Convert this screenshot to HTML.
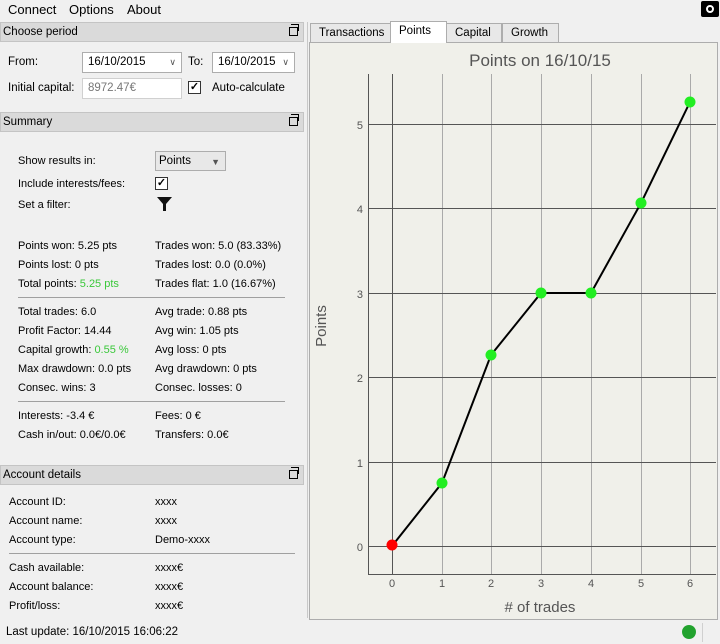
<!DOCTYPE html>
<html><head><meta charset="utf-8"><style>
*{margin:0;padding:0;box-sizing:border-box}
body{width:720px;height:644px;background:#f0f0f0;font-family:"Liberation Sans",sans-serif;font-size:11px;color:#000;position:relative;overflow:hidden}
.a{position:absolute;white-space:nowrap}
.menu{font-size:13px;top:2px}
.dock{position:absolute;left:0;width:304px;height:20px;background:#dadada;border:1px solid #c4c4c4;font-size:11.5px;padding:3px 2px}
.dock .ic{position:absolute;right:5px;top:4px;width:9px;height:9px;border:1.5px solid #000}
.dock .ic:before{content:"";position:absolute;left:1px;top:-4px;width:7px;height:6px;border:1.5px solid #000;border-bottom:none;border-left:none}
.combo{position:absolute;background:#fff;border:1px solid #adadad;height:21px;padding:3px 5px;font-size:11.5px}
.combo i{position:absolute;right:5px;top:4px;font-style:normal;font-size:9px;color:#555}
.cb{position:absolute;width:13px;height:13px;border:1px solid #333;background:#fff;font-size:11px;line-height:11px;text-align:center;font-weight:bold}
.hr{position:absolute;height:1px;background:#a0a0a0}
.g{color:#3ac83a}
.tab{position:absolute;top:23px;height:20px;border:1px solid #adadad;background:#e8e8e8;padding:3px 8px;font-size:11.5px}
</style></head><body>
<div class="a menu" style="left:8px">Connect</div>
<div class="a menu" style="left:69px">Options</div>
<div class="a menu" style="left:127px">About</div>
<div class="a" style="left:701px;top:1px;width:18px;height:16px;background:#000;border-radius:2px"><div style="position:absolute;left:5px;top:4px;width:8px;height:8px;border-radius:50%;border:2px solid #fff"></div></div>

<div class="dock" style="top:22px">Choose period<div class="ic"></div></div>
<div class="a" style="left:8px;top:56px;font-size:11.5px">From:</div>
<div class="combo" style="left:82px;top:52px;width:100px">16/10/2015<i>&#8744;</i></div>
<div class="a" style="left:188px;top:56px;font-size:11.5px">To:</div>
<div class="combo" style="left:212px;top:52px;width:83px">16/10/2015<i>&#8744;</i></div>
<div class="a" style="left:8px;top:82px;font-size:11.5px">Initial capital:</div>
<div class="combo" style="left:82px;top:78px;width:100px;border-color:#d0d0d0;color:#777">8972.47€</div>
<div class="cb" style="left:188px;top:81px">✓</div>
<div class="a" style="left:212px;top:82px;font-size:11.5px">Auto-calculate</div>

<div class="dock" style="top:112px">Summary<div class="ic"></div></div>
<div class="a" style="left:18px;top:155px">Show results in:</div>
<div class="combo" style="left:155px;top:151px;width:71px;height:20px;background:#e8e8e8;padding:3px 3px">Points<i style="top:5px">▼</i></div>
<div class="a" style="left:18px;top:178px">Include interests/fees:</div>
<div class="cb" style="left:155px;top:177px">✓</div>
<div class="a" style="left:18px;top:199px">Set a filter:</div>
<svg class="a" style="left:157px;top:196px" width="16" height="16"><path d="M0 1H15L9 8V15H6V8Z" fill="#111"/></svg>

<div class="a" style="left:18px;top:240px">Points won: 5.25 pts</div>
<div class="a" style="left:155px;top:240px">Trades won: 5.0 (83.33%)</div>
<div class="a" style="left:18px;top:259px">Points lost: 0 pts</div>
<div class="a" style="left:155px;top:259px">Trades lost: 0.0 (0.0%)</div>
<div class="a" style="left:18px;top:278px">Total points: <span class="g">5.25 pts</span></div>
<div class="a" style="left:155px;top:278px">Trades flat: 1.0 (16.67%)</div>
<div class="hr" style="left:18px;top:297px;width:267px"></div>
<div class="a" style="left:18px;top:306px">Total trades: 6.0</div>
<div class="a" style="left:155px;top:306px">Avg trade: 0.88 pts</div>
<div class="a" style="left:18px;top:325px">Profit Factor: 14.44</div>
<div class="a" style="left:155px;top:325px">Avg win: 1.05 pts</div>
<div class="a" style="left:18px;top:344px">Capital growth: <span class="g">0.55 %</span></div>
<div class="a" style="left:155px;top:344px">Avg loss: 0 pts</div>
<div class="a" style="left:18px;top:363px">Max drawdown: 0.0 pts</div>
<div class="a" style="left:155px;top:363px">Avg drawdown: 0 pts</div>
<div class="a" style="left:18px;top:382px">Consec. wins: 3</div>
<div class="a" style="left:155px;top:382px">Consec. losses: 0</div>
<div class="hr" style="left:18px;top:401px;width:267px"></div>
<div class="a" style="left:18px;top:410px">Interests: -3.4 €</div>
<div class="a" style="left:155px;top:410px">Fees: 0 €</div>
<div class="a" style="left:18px;top:429px">Cash in/out: 0.0€/0.0€</div>
<div class="a" style="left:155px;top:429px">Transfers: 0.0€</div>

<div class="dock" style="top:465px">Account details<div class="ic"></div></div>
<div class="a" style="left:9px;top:496px">Account ID:</div><div class="a" style="left:155px;top:496px">xxxx</div>
<div class="a" style="left:9px;top:515px">Account name:</div><div class="a" style="left:155px;top:515px">xxxx</div>
<div class="a" style="left:9px;top:534px">Account type:</div><div class="a" style="left:155px;top:534px">Demo-xxxx</div>
<div class="hr" style="left:9px;top:553px;width:286px"></div>
<div class="a" style="left:9px;top:562px">Cash available:</div><div class="a" style="left:155px;top:562px">xxxx€</div>
<div class="a" style="left:9px;top:581px">Account balance:</div><div class="a" style="left:155px;top:581px">xxxx€</div>
<div class="a" style="left:9px;top:600px">Profit/loss:</div><div class="a" style="left:155px;top:600px">xxxx€</div>
<div class="a" style="left:6px;top:626px;font-size:11.5px">Last update: 16/10/2015 16:06:22</div>
<div class="a" style="left:307px;top:22px;width:1px;height:596px;background:#c8c8c8"></div>

<div class="tab" style="left:310px;width:81px">Transactions</div>
<div class="tab" style="left:446px;width:56px">Capital</div>
<div class="tab" style="left:502px;width:57px">Growth</div>
<div class="a" style="left:309px;top:42px;width:409px;height:578px;border:1px solid #adadad;background:#f0f0ea"></div>
<div class="tab" style="left:390px;top:21px;width:57px;height:22px;background:#fff;border-bottom:none;z-index:2">Points</div>

<svg class="a" style="left:0;top:0" width="720" height="644">
<text x="540" y="66" text-anchor="middle" font-family="Liberation Sans" font-size="17" fill="#555">Points on 16/10/15</text>
<g stroke="#aaa" stroke-width="1">
<line x1="442.5" y1="74" x2="442.5" y2="574"/><line x1="491.5" y1="74" x2="491.5" y2="574"/><line x1="541.5" y1="74" x2="541.5" y2="574"/><line x1="591.5" y1="74" x2="591.5" y2="574"/><line x1="641.5" y1="74" x2="641.5" y2="574"/><line x1="690.5" y1="74" x2="690.5" y2="574"/>
</g>
<g stroke="#555" stroke-width="1">
<line x1="392.5" y1="74" x2="392.5" y2="574"/>
<line x1="369" y1="124.5" x2="716" y2="124.5"/><line x1="369" y1="208.5" x2="716" y2="208.5"/><line x1="369" y1="293.5" x2="716" y2="293.5"/><line x1="369" y1="377.5" x2="716" y2="377.5"/><line x1="369" y1="462.5" x2="716" y2="462.5"/><line x1="369" y1="546.5" x2="716" y2="546.5"/>
<line x1="368.5" y1="74" x2="368.5" y2="574"/><line x1="368" y1="574.5" x2="716" y2="574.5"/>
</g>
<g font-family="Liberation Sans" font-size="11" fill="#555" text-anchor="end">
<text x="363" y="129">5</text><text x="363" y="213">4</text><text x="363" y="298">3</text><text x="363" y="382">2</text><text x="363" y="467">1</text><text x="363" y="551">0</text>
</g>
<g font-family="Liberation Sans" font-size="11" fill="#555" text-anchor="middle">
<text x="392" y="587">0</text><text x="442" y="587">1</text><text x="491" y="587">2</text><text x="541" y="587">3</text><text x="591" y="587">4</text><text x="641" y="587">5</text><text x="690" y="587">6</text>
</g>
<text x="540" y="612" text-anchor="middle" font-family="Liberation Sans" font-size="15" fill="#555"># of trades</text>
<text transform="translate(326,326) rotate(-90)" text-anchor="middle" font-family="Liberation Sans" font-size="15" fill="#555">Points</text>
<polyline points="392,546 442,483 491,355 541,293 591,293 641,203 690,102" fill="none" stroke="#000" stroke-width="2"/>
<g fill="#22ee22"><circle cx="442" cy="483" r="5.5"/><circle cx="491" cy="355" r="5.5"/><circle cx="541" cy="293" r="5.5"/><circle cx="591" cy="293" r="5.5"/><circle cx="641" cy="203" r="5.5"/><circle cx="690" cy="102" r="5.5"/></g>
<circle cx="392" cy="545" r="5.5" fill="#f00"/>
<circle cx="689" cy="632" r="7" fill="#22a22e"/>
<line x1="702.5" y1="623" x2="702.5" y2="642" stroke="#d0d0d0"/>
</svg>
</body></html>
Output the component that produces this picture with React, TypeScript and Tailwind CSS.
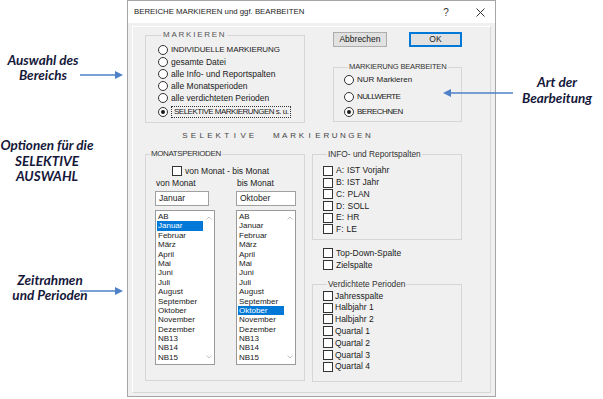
import type { ReactNode } from 'react';

const months = ['AB', 'Januar', 'Februar', 'März', 'April', 'Mai', 'Juni', 'Juli', 'August', 'September', 'Oktober', 'November', 'Dezember', 'NB13', 'NB14', 'NB15'];

function Radio({ label, checked, focus, size = '' }: { label: string; checked?: boolean; focus?: boolean; size?: string }) {
  return (
    <div className="flex items-center h-[12px]">
      <span className="w-[10px] h-[10px] rounded-full border border-[#333] bg-white flex items-center justify-center shrink-0">
        {checked && <span className="w-[4px] h-[4px] rounded-full bg-[#1a1a1a]" />}
      </span>
      <span className={`ml-[3px] whitespace-nowrap ${size} ${focus ? 'border border-dotted border-[#333] px-[2px] leading-[10px]' : ''}`}>{label}</span>
    </div>
  );
}

function Check({ children, h = 'h-[12px]', gap = 'ml-[3px]' }: { children: ReactNode; h?: string; gap?: string }) {
  return (
    <div className={`flex items-center ${h}`}>
      <span className="w-[10px] h-[10px] border border-[#333] bg-white shrink-0" />
      <span className={`${gap} whitespace-nowrap`}>{children}</span>
    </div>
  );
}

function Group({ label, className, legendClass, children }: { label: string; className: string; legendClass?: string; children: ReactNode }) {
  return (
    <fieldset className={`border border-[#d6d6d6] ${className}`}>
      <legend className={`ml-[4px] px-[1px] leading-[10px] whitespace-nowrap ${legendClass ?? ''}`}>{label}</legend>
      {children}
    </fieldset>
  );
}

function ListBox({ selected }: { selected: string }) {
  return (
    <div className="mt-[4px] h-[155px] w-[60px] border border-[#9a9a9a] bg-white flex text-[8px]">
      <div className="w-[47px] pl-[1px] pt-[1px]">
        {months.map(m => (
          <div key={m} className={`h-[9.4px] leading-[9.4px] px-[1px] ${m === selected ? 'bg-[#0078d7] text-white' : ''}`}>{m}</div>
        ))}
      </div>
      <div className="flex-1 flex flex-col justify-between items-center py-[5px]">
        <svg width="6" height="4" viewBox="0 0 6 4"><path d="M0.5 3.5 L3 1 L5.5 3.5" fill="none" stroke="#c2c2c2" strokeWidth="1" /></svg>
        <svg width="6" height="4" viewBox="0 0 6 4"><path d="M0.5 0.5 L3 3 L5.5 0.5" fill="none" stroke="#c2c2c2" strokeWidth="1" /></svg>
      </div>
    </div>
  );
}

function MonthColumn({ label, value, selected, width }: { label: string; value: string; selected: string; width: string }) {
  return (
    <div className="flex flex-col w-[60px]">
      <div className="h-[10px] leading-[10px] pl-[1px]">{label}</div>
      <div className={`mt-[3px] h-[15px] ${width} border border-[#a0a0a0] bg-white pl-[3px] leading-[13px]`}>{value}</div>
      <ListBox selected={selected} />
    </div>
  );
}

const note = "font-['Lato',sans-serif] font-bold italic text-[13.5px] text-[#15183a] text-center";

export default function App() {
  return (
    <div className="relative w-[603px] h-[399px] bg-white flex overflow-hidden font-['Liberation_Sans',Arial,sans-serif] text-[8.5px] text-[#1a1a1a]">
      {/* left notes */}
      <div className="w-[127px] shrink-0 flex flex-col">
        <div className={`${note} w-[86px] mt-[53px] leading-[15px]`}>Auswahl des<br />Bereichs</div>
        <div className={`${note} w-[94px] mt-[55px] leading-[15.5px]`}>Optionen für die<br />SELEKTIVE<br />AUSWAHL</div>
        <div className={`${note} w-[100px] mt-[88px] leading-[15px]`}>Zeitrahmen<br />und Perioden</div>
      </div>

      {/* dialog */}
      <div className="w-[369px] h-[397px] shrink-0 border border-[#a6a6a6] flex flex-col">
        <div className="h-[22px] bg-white flex items-center pl-[6px]">
          <span className="flex-1 whitespace-nowrap text-[7.8px]">BEREICHE MARKIEREN und ggf. BEARBEITEN</span>
          <span className="w-[12px] text-center text-[10px] text-[#333]">?</span>
          <span className="w-[12px] ml-[22px] mr-[9px] flex justify-center">
            <svg width="9" height="9" viewBox="0 0 9 9"><path d="M0.5 0.5 L8.5 8.5 M8.5 0.5 L0.5 8.5" stroke="#333" strokeWidth="1" /></svg>
          </span>
        </div>
        <div className="flex-1 bg-[#f0f0f0] flex">
          <div className="flex-1 ml-[4px] mt-[3px] mr-[4px] mb-[3px] border border-t-white border-l-white border-r-[#d8d8d8] border-b-[#d8d8d8]">
            <div className="flex items-start pl-[12px] pt-[3px]">
              <Group label="MARKIEREN" className="w-[160px] h-[93px] pl-[12px] pt-[4px]" legendClass="text-[8px] tracking-[0.22em] text-[#555]">
                <Radio label="INDIVIDUELLE MARKIERUNG" size="text-[8px] tracking-[-0.1px]" />
                <Radio label="gesamte Datei" />
                <Radio label="alle Info- und Reportspalten" />
                <Radio label="alle Monatsperioden" />
                <Radio label="alle verdichteten Perioden" />
                <div className="mt-[2px]"><Radio label="SELEKTIVE MARKIERUNGEN s. u." size="text-[8px] tracking-[-0.5px]" checked focus /></div>
              </Group>
              <div className="ml-[28px] mt-[2px] flex flex-col">
                <div className="flex gap-[22px]">
                  <div className="w-[54px] h-[15px] bg-[#e1e1e1] border border-[#adadad] flex items-center justify-center">Abbrechen</div>
                  <div className="w-[53px] h-[15px] bg-[#e1e1e1] border-2 border-[#0078d7] flex items-center justify-center">OK</div>
                </div>
                <Group label="MARKIERUNG BEARBEITEN" className="mt-[15px] w-[129px] h-[60px] pl-[10px] pt-[2px]" legendClass="text-[7.6px] tracking-[-0.2px] text-[#333]">
                  <Radio label="NUR Markieren" size="text-[8px]" />
                  <div className="mt-[5px]"><Radio label="NULLWERTE" size="text-[8px] tracking-[-0.6px]" /></div>
                  <div className="mt-[3px]"><Radio label="BERECHNEN" size="text-[8px] tracking-[-0.5px]" checked /></div>
                </Group>
              </div>
            </div>

            <div className="mt-[8px] ml-[50px] w-[187px] h-[10px] leading-[10px] text-[8px] text-[#444] flex justify-between">
              {'SELEKTIVE  MARKIERUNGEN'.split('').map((c, i) => (
                <span key={i} className="w-[4px] flex justify-center">{c === ' ' ? '' : c}</span>
              ))}
            </div>

            <div className="flex items-start pl-[12px] mt-[8px]">
              <Group label="MONATSPERIODEN" className="w-[160px] h-[232px]" legendClass="text-[8px] tracking-[-0.4px] text-[#333]">
                <div className="mt-[6px] pl-[26px]">
                  <Check>von Monat - bis Monat</Check>
                </div>
                <div className="mt-[1px] pl-[9px] flex gap-[21px]">
                  <MonthColumn label="von Monat" value="Januar" selected="Januar" width="w-[54px]" />
                  <MonthColumn label="bis Monat" value="Oktober" selected="Oktober" width="w-[60px]" />
                </div>
              </Group>

              <div className="ml-[7px] w-[150px] flex flex-col">
                <Group label="INFO- und Reportspalten" className="w-[150px] h-[91px] pl-[10px] pt-[6px]" legendClass="text-[8.3px] text-[#333]">
                  {[['A', 'IST Vorjahr'], ['B', 'IST Jahr'], ['C', 'PLAN'], ['D', 'SOLL'], ['E', 'HR'], ['F', 'LE']].map(([k, v]) => (
                    <Check key={k} h="h-[11.7px]">{k}:<span className="ml-[3px]">{v}</span></Check>
                  ))}
                </Group>
                <div className="mt-[7px] pl-[11px]">
                  <Check>Top-Down-Spalte</Check>
                  <Check>Zielspalte</Check>
                </div>
                <Group label="Verdichtete Perioden" className="mt-[8px] w-[150px] h-[103px] pl-[10px] pt-[1px]" legendClass="text-[8.35px] text-[#333]">
                  {['Jahresspalte', 'Halbjahr 1', 'Halbjahr 2', 'Quartal 1', 'Quartal 2', 'Quartal 3', 'Quartal 4'].map(v => (
                    <Check key={v} h="h-[11.8px]" gap="ml-[2px]">{v}</Check>
                  ))}
                </Group>
              </div>
            </div>
          </div>
        </div>
      </div>

      {/* right note */}
      <div className="flex-1 pl-[15px]">
        <div className={`${note} w-[92px] mt-[74px] leading-[16px]`}>Art der<br />Bearbeitung</div>
      </div>

      {/* arrows */}
      <svg className="absolute inset-0 pointer-events-none" width="603" height="399" viewBox="0 0 603 399">
        <g stroke="#4f81c7" strokeWidth="1.5" fill="#4f81c7">
          <line x1="80" y1="75" x2="116" y2="75" />
          <polygon points="123,75 115,71 115,79" stroke="none" />
          <line x1="80" y1="291" x2="116" y2="291" />
          <polygon points="123,291 115,287 115,295" stroke="none" />
          <line x1="513" y1="93" x2="450" y2="93" />
          <polygon points="443,93 451,89 451,97" stroke="none" />
        </g>
      </svg>
    </div>
  );
}
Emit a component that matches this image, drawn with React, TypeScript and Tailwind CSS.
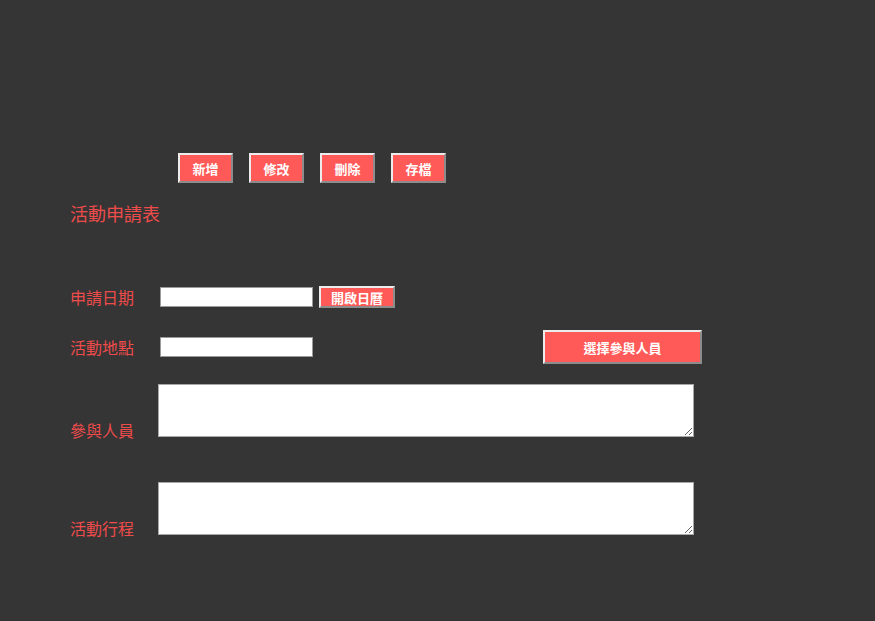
import React from "react";

const font = { fontFamily: '"Noto Sans CJK TC", "Noto Sans CJK SC", sans-serif' };

function Btn({ children, className = "" }: { children: React.ReactNode; className?: string }) {
  return (
    <button
      className={
        "bg-[#ff5a58] text-white font-bold text-[13px] leading-none border-2 border-t-[#ececec] border-l-[#ececec] border-b-[#8c8c8c] border-r-[#8c8c8c] flex items-center justify-center " +
        className
      }
    >
      {children}
    </button>
  );
}

export default function App() {
  return (
    <div className="min-h-screen w-full bg-[#353535] pl-[70px] pt-[153px] pb-[80px]" style={font}>
      <div className="flex gap-4 ml-[108px]">
        <Btn className="w-[55px] h-[30px]">新增</Btn>
        <Btn className="w-[55px] h-[30px]">修改</Btn>
        <Btn className="w-[55px] h-[30px]">刪除</Btn>
        <Btn className="w-[55px] h-[30px]">存檔</Btn>
      </div>
      <div className="mt-[18px] h-[24px] leading-[24px] text-[18px] text-[#ee4b4b]">活動申請表</div>

      <div className="mt-[61px] flex items-center h-[22px]">
        <div className="w-[90px] text-[16px] text-[#ee4b4b]">申請日期</div>
        <input className="w-[153px] h-[20px] bg-white border border-[#9a9a9a]" />
        <Btn className="ml-[6px] w-[76px] h-[22px]">開啟日曆</Btn>
      </div>

      <div className="mt-[22px] flex items-center h-[34px]">
        <div className="w-[90px] text-[16px] text-[#ee4b4b]">活動地點</div>
        <input className="w-[153px] h-[20px] bg-white border border-[#9a9a9a]" />
        <Btn className="ml-[230px] w-[159px] h-[34px]">選擇參與人員</Btn>
      </div>

      <div className="mt-[20px] flex items-end">
        <div className="w-[88px] text-[16px] leading-[20px] text-[#ee4b4b] -mb-[3px]">參與人員</div>
        <textarea className="block w-[536px] h-[53px] bg-white border border-[#a8a8a8]" />
      </div>

      <div className="mt-[45px] flex items-end">
        <div className="w-[88px] text-[16px] leading-[20px] text-[#ee4b4b] -mb-[3px]">活動行程</div>
        <textarea className="block w-[536px] h-[53px] bg-white border border-[#a8a8a8]" />
      </div>
    </div>
  );
}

> GOAL
Take every line from the data that contains the word "this".

> ANSWER
Convert this screenshot to HTML.
Output the component that produces this picture with React, TypeScript and Tailwind CSS.
Emit a component that matches this image, drawn with React, TypeScript and Tailwind CSS.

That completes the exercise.